Brock: So what, if that helped the music? Frank could move pretty fast; naturally there were other women. But great artists naturally need their muses. They are immortalized in their works.
SPIEGEL: The song "Jewish Princess" on the "Sheik Yerbouti" LP features the line: "I want a brazen little Jewish princess with titanic tits." It's supposed to be a parody of Barbara Streisand. With that, Frank Zappa landed himself with a charge from a Jewish organization in the US.
Brock: Which was in fact rejected. You should not forget that Zappa was the child of southern Italian, Syrian-Greek immigrants with Jewish roots. He had a right to create such texts. In 1985, even some senators' wives -- like Tipper Gore, married to Al Gore, who would later become US vice president -- started proceedings against Frank on account of offensive texts. Back in 1965, Frank had already spent nights in jail on the West Coast for recording groaning sounds with his girlfriend for a stag party. The federal police had laid a trap for him, and the verdict was six months in prison for "conspiracy to commit pornography."
SPIEGEL: But all that became part of the past when he met his future wife, Gail, a civil servant's daughter who he married in 1967.
Brock: Frank was a family man. When he was in L.A. between tours, the family was his absolutely top priority. He had four children with Gail and busied himself intensively whenever he could. His son Dweezil is a gifted guitarist, with whom I was on a US tour in 2006/2007. His youngest son, Ahmet, is a TV host and children's book author. When he was young, in the Zappa family home, Ahmet always had to brew the extra-strong, extra-large black coffee that Zappa took down to the basement studio for his night sessions.
SPIEGEL: Black coffee was his only drug?
Brock: Absolutely. He tolerated no drugs whatsoever on stage, not even a joint, still less harder things.
SPIEGEL: From 1968 on, Zappa gave frequent concerts in Germany.
Brock: Frank adored Germany. He loved the perfection of the organization and also the excellent food, also maybe the odd groupie. We always had a lot of fun. The German audience is fantastic and really interested.
SPIEGEL: Today, Zappa's widow, Gail, goes to court against anyone who, in her opinion, is exploiting Zappa's legacy. Even the legendary moustache is protected by US trademark law.

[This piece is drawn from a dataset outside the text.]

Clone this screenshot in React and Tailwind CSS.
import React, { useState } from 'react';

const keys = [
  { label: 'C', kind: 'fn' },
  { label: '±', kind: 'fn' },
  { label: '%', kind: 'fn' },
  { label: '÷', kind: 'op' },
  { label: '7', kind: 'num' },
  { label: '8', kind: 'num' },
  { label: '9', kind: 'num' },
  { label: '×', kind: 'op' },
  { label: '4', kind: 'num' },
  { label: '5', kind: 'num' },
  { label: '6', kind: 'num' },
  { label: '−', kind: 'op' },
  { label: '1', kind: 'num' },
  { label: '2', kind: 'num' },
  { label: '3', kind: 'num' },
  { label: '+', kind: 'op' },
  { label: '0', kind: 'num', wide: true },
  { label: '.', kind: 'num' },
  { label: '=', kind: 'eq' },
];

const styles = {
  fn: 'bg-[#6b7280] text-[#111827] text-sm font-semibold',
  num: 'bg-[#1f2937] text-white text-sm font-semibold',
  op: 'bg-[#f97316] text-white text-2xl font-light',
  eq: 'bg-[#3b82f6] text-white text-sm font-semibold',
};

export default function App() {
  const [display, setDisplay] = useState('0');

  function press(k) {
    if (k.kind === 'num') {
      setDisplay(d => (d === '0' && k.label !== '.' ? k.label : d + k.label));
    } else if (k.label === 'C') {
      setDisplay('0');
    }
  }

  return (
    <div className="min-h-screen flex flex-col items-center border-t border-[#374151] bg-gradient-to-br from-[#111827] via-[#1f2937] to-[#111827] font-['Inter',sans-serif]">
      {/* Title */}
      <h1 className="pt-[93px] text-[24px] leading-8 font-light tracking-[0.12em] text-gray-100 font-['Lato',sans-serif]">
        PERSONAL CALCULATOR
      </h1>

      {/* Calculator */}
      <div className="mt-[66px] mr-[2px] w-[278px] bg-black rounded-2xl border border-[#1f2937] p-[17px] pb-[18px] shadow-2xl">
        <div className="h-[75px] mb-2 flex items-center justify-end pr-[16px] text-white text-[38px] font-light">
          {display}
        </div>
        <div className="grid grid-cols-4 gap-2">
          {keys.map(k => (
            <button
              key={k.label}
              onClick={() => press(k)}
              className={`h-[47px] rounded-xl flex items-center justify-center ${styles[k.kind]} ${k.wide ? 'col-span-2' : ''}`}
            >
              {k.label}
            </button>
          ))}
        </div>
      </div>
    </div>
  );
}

Brock: As an artist, I keep out of that. I'd only say this: Gail Zappa should recognize that these music enthusiasts, like the initiators of the Zappanale festival in Germany, are not doing this to become millionaires. These friends of Zappa are ensuring that Zappa and his superb work do not fall into oblivion. Anybody playing around with the Zappa logo for T-shirt advertising or toilet seats should be given a warning, I agree. But anybody seriously performing this music should receive backing from the widow. After all, she is earning the performance fees. And her husband collected inspiration from all styles of music and interpreters and was himself a great plagiarist, before making something entirely his own. That she of all people should be acting against supposed plagiarists does not lack a certain irony. But I have not yet given up hope that she will at last address herself to securing the artistic legacy of such a creative husband instead of waging a trivial war against the community of Zappaists worldwide.

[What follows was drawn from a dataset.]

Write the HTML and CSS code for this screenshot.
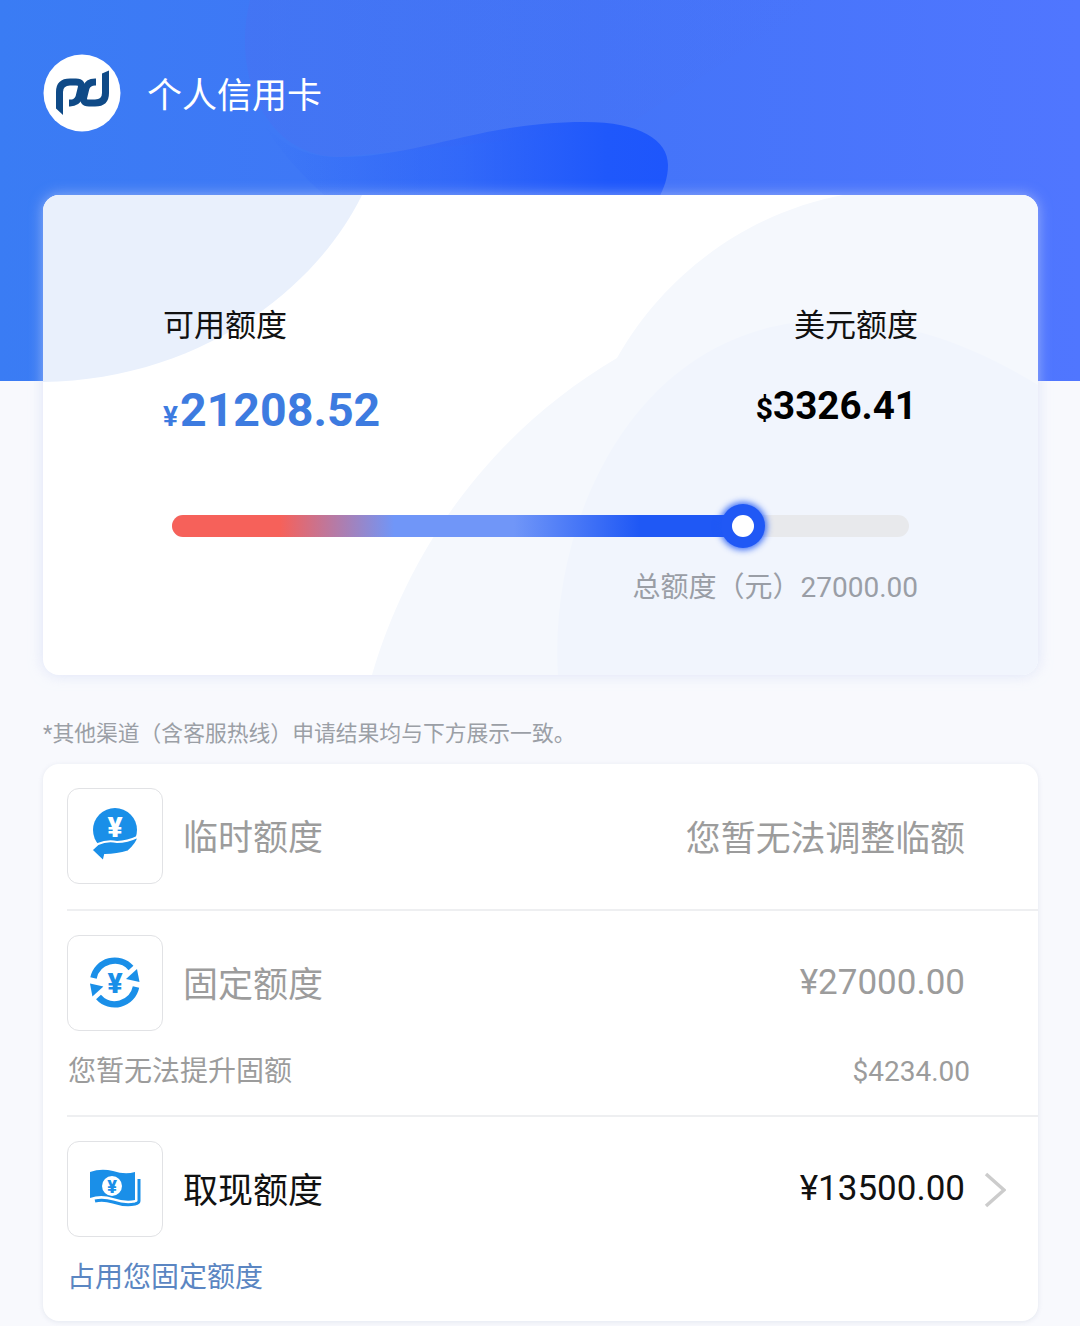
FILE: index.html
```html
<!DOCTYPE html>
<html lang="zh-CN">
<head>
<meta charset="utf-8">
<title>个人信用卡</title>
<link rel="stylesheet" href="styles.css">
</head>
<body>
<div class="page">
  <header class="hero">
    <svg class="hero-art" viewBox="0 0 1080 381" preserveAspectRatio="none" aria-hidden="true">
      <defs>
        <linearGradient id="heroBg" x1="0" y1="0" x2="1" y2="0"><stop offset="0" stop-color="#3a7cf4"/><stop offset=".55" stop-color="#4374f8"/><stop offset="1" stop-color="#5076ff"/></linearGradient>
        <linearGradient id="lightBlob" x1="0" y1="0" x2="1" y2="0"><stop offset="0" stop-color="#4a6ff0" stop-opacity=".4"/><stop offset="1" stop-color="#4a6ff0" stop-opacity="0"/></linearGradient>
        <linearGradient id="darkBlob" x1="0" y1="0" x2="1" y2="0"><stop offset="0" stop-color="#1f58fb" stop-opacity="0"/><stop offset=".5" stop-color="#1f58fb" stop-opacity=".45"/><stop offset=".85" stop-color="#1f58fb"/><stop offset="1" stop-color="#1e56fc"/></linearGradient>
      </defs>
      <rect width="1080" height="381" fill="url(#heroBg)"/>
      <path d="M250 0C232 70 262 157 340 157L620 130L820 0Z" fill="url(#lightBlob)"/>
      <path d="M260 120C285 150 312 157 340 157C420 157 480 122 585 122C640 122 668 140 668 165C668 178 664 188 658 200H330C300 175 280 150 260 120Z" fill="url(#darkBlob)"/>
    </svg>
    <div class="brand">
      <svg class="logo" viewBox="0 0 78 78" aria-hidden="true">
        <circle cx="39" cy="39" r="38.5" fill="#fff"/>
        <path class="logo-p" d="M16.5 54V38Q16.5 28 27 28H33Q40 28 38 35L36 43Q34 49 27 49H26"/>
        <path class="logo-p" d="M62.5 23V39Q62.5 49 52 49H46Q39 49 41 42L43 34Q45 28 52 28H53"/>
        <path class="logo-end" d="M13 52H20V61L13 54.5Z"/>
        <path class="logo-end" d="M59 25H66V16.5L59 19.5Z"/>
      </svg>
      <h1 class="brand-name">个人信用卡</h1>
    </div>
  </header>

  <main class="content">
    <section class="limit-card">
      <svg class="card-art" viewBox="0 0 995 480" preserveAspectRatio="none" aria-hidden="true">
        <path d="M0 0H319C270 100 150 185 0 187Z" fill="#e9f0fc"/>
        <path d="M800 0C720 15 630 65 574 163C460 230 370 340 329 480H995V0Z" fill="#f5f8fd"/>
        <path d="M515 480C505 330 590 125 790 125C860 125 930 150 995 190V480Z" fill="#f1f5fd"/>
      </svg>
      <div class="limit-row">
        <div class="limit-col">
          <div class="limit-label">可用额度</div>
          <div class="amount amount-cny"><span class="amount-sign">¥</span>21208.52</div>
        </div>
        <div class="limit-col limit-col-right">
          <div class="limit-label">美元额度</div>
          <div class="amount amount-usd"><span class="amount-sign">$</span>3326.41</div>
        </div>
      </div>
      <div class="slider">
        <div class="slider-fill"></div>
        <div class="slider-thumb"></div>
      </div>
      <div class="total">总额度（元）27000.00</div>
    </section>

    <p class="note">*其他渠道（含客服热线）申请结果均与下方展示一致。</p>

    <section class="list">
      <div class="item">
        <div class="item-head">
          <div class="icon-box">
            <svg viewBox="1 1 94 94" class="icon" aria-hidden="true">
              <circle cx="48" cy="42" r="22" fill="#1a8fe8"/>
              <text x="48" y="48.5" class="icon-yen icon-yen-lg">¥</text>
              <path d="M24.5 62L31 56Q40 52 50 54Q60 54 71.5 48.5Q70 56 61 63.5Q50 67 38 67L36.5 73.5Z" fill="#1a8fe8" stroke="#fff" stroke-width="2"/>
            </svg>
          </div>
          <div class="item-label muted">临时额度</div>
          <div class="item-value muted cjk-value">您暂无法调整临额</div>
        </div>
      </div>

      <div class="item">
        <div class="item-head">
          <div class="icon-box">
            <svg viewBox="1 1 94 94" class="icon" aria-hidden="true">
              <path d="M26.5 43A21.7 21.7 0 0 1 64 33" class="icon-arc"/>
              <path d="M69 52A21.7 21.7 0 0 1 31.5 62" class="icon-arc"/>
              <path d="M59 44L72.5 47L70 34Z" fill="#1a8fe8"/>
              <path d="M36.4 51.4L23 48.4L25.4 61.4Z" fill="#1a8fe8"/>
              <text x="48" y="57.5" class="icon-yen icon-yen-blue">¥</text>
            </svg>
          </div>
          <div class="item-label muted">固定额度</div>
          <div class="item-value muted">¥27000.00</div>
        </div>
        <div class="item-sub">
          <span>您暂无法提升固额</span>
          <span>$4234.00</span>
        </div>
      </div>

      <div class="item item-last">
        <div class="item-head">
          <div class="icon-box">
            <svg viewBox="1 1 94 94" class="icon" aria-hidden="true">
              <path d="M23 31Q34 27 46 30Q58 34 68 31V59Q58 61 46 57Q34 53 23 57Z" fill="#1a8fe8"/>
              <path d="M72 38V60Q72 62 68 63Q58 65 46 61Q36 58 28 60" fill="none" stroke="#1a8fe8" stroke-width="3"/>
              <circle cx="45" cy="45" r="10" fill="#fff"/>
              <text x="45" y="51.5" class="icon-yen icon-yen-sm">¥</text>
            </svg>
          </div>
          <div class="item-label">取现额度</div>
          <div class="item-value">¥13500.00</div>
          <svg class="chevron" viewBox="0 0 22 36" aria-hidden="true"><path d="M2 2L20 18L2 34"/></svg>
        </div>
        <div class="item-link">占用您固定额度</div>
      </div>
    </section>
  </main>
</div>
</body>
</html>
```
FILE: styles.css
```css
* { box-sizing: border-box; }
html, body { margin: 0; padding: 0; }
body {
  width: 1080px;
  height: 1326px;
  overflow: hidden;
  background: #f8f9fd;
  font-family: Roboto, "Noto Sans CJK SC", sans-serif;
}
.page { position: relative; height: 1326px; overflow: hidden; }

.hero { position: relative; height: 381px; overflow: hidden; }
.hero-art { position: absolute; inset: 0; width: 100%; height: 100%; display: block; }
.brand { position: relative; display: flex; align-items: center; gap: 26px; padding: 54px 0 0 43px; }
.logo { width: 78px; height: 78px; display: block; }
.logo-p { fill: none; stroke: #0f4a87; stroke-width: 7; }
.logo-end { fill: #0f4a87; }
.brand-name { margin: 0; padding-top: 8px; font-size: 35px; font-weight: 400; color: #fff; line-height: 70px; }

.content { position: relative; margin-top: -186px; padding: 0 42px 0 43px; }

.limit-card {
  position: relative;
  height: 480px;
  padding: 109px 120px 0 120px;
  background: #fff;
  border-radius: 16px;
  overflow: hidden;
  box-shadow: 0 0 14px rgba(205, 215, 245, .6);
}
.card-art { position: absolute; inset: 0; width: 100%; height: 100%; display: block; }
.limit-row { position: relative; display: flex; justify-content: space-between; }
.limit-col { display: flex; flex-direction: column; align-items: flex-start; }
.limit-col-right { align-items: flex-end; }
.limit-label { font-size: 31px; line-height: 44px; color: #111; }
.amount { font-weight: 700; line-height: 60px; }
.amount-cny { color: #3d7be0; font-size: 46.5px; margin-top: 32px; }
.amount-cny .amount-sign { margin-right: 2px; }
.amount-usd { color: #000; font-size: 38.6px; margin-top: 28px; margin-right: 1px; }
.amount-sign { font-size: 28px; }
.amount-usd .amount-sign { font-size: 30px; }

.slider { position: relative; margin: 68px 9px 0 9px; height: 22px; border-radius: 11px; background: #e8e9ec; }
.slider-fill {
  position: absolute; left: 0; top: 0; bottom: 0; width: 570px;
  border-radius: 11px 0 0 11px;
  background: linear-gradient(90deg, #f6615a 0, #f6615a 19%, #7096f8 39%, #7096f8 60%, #1f58f5 82%, #1f58f5 100%);
}
.slider-thumb {
  position: absolute; left: 560px; top: 0;
  width: 22px; height: 22px; border-radius: 50%;
  background: #fff;
  box-shadow: 0 0 0 11px #2058f5, 0 0 6px 13px rgba(32, 88, 245, .85);
}
.total { position: relative; margin-top: 33px; text-align: right; font-size: 28px; line-height: 36px; color: #9a9ea6; }

.note { margin: 47px 0 0; font-size: 21.8px; line-height: 24px; color: #9b9fa6; }

.list { margin-top: 18px; height: 557px; background: #fff; border-radius: 16px; padding-left: 24px; box-shadow: 0 1px 5px rgba(215, 220, 232, .6); }
.item { border-bottom: 2px solid #eeeff1; padding: 24px 0 0; height: 147px; }
.item + .item { height: 206px; }
.item-last, .item + .item.item-last { border-bottom: 0; height: 204px; }
.item-head { display: flex; align-items: center; padding-right: 73px; position: relative; }
.icon-box { width: 96px; height: 96px; border: 1px solid #e1e2e5; border-radius: 12px; background: #fff; flex: none; }
.icon { width: 94px; height: 94px; display: block; margin: 0; }
.icon-arc { fill: none; stroke: #1a8fe8; stroke-width: 6.5; }
.icon-yen { font-family: Roboto, sans-serif; font-weight: 900; text-anchor: middle; fill: #fff; }
.icon-yen-lg { font-size: 28px; }
.icon-yen-blue { font-size: 28px; fill: #1a8fe8; }
.icon-yen-sm { font-size: 18px; fill: #1a8fe8; }
.item-label { margin-left: 20px; flex: 1; padding-top: 6px; font-size: 35px; line-height: 48px; color: #111; }
.item-value { font-size: 35px; line-height: 48px; color: #111; }
.muted { color: #9c9c9c; }
.cjk-value { font-size: 34.9px; padding-top: 8px; }
.chevron { position: absolute; right: 32px; top: 31px; width: 22px; height: 36px; fill: none; stroke: #cccccc; stroke-width: 3.5; }
.item-sub { display: flex; justify-content: space-between; margin-top: 23px; padding-left: 1px; padding-right: 68px; font-size: 28px; line-height: 36px; color: #9c9c9c; }
.item-link { margin-top: 23px; font-size: 28px; line-height: 36px; color: #5b86c2; }
```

SPIEGEL: This year, you will be playing again at the Zappanale in Bad Doberan with a young band in honor of Frank Zappa.
Brock: Exactly. There's now a Zappa College of very young people who treasure this music and -- thanks to their excellent training -- are also in a position to play it. Along with 19 other bands, we shall be presenting our latest productions in Bad Doberan from Aug. 11. I am very happy to be there. What I especially like out there is the old-time railway that runs to Heiligendamm. It's called Molli. Frank would have done a song about that.
SPIEGEL: Mr. Brock, many thanks for this interview.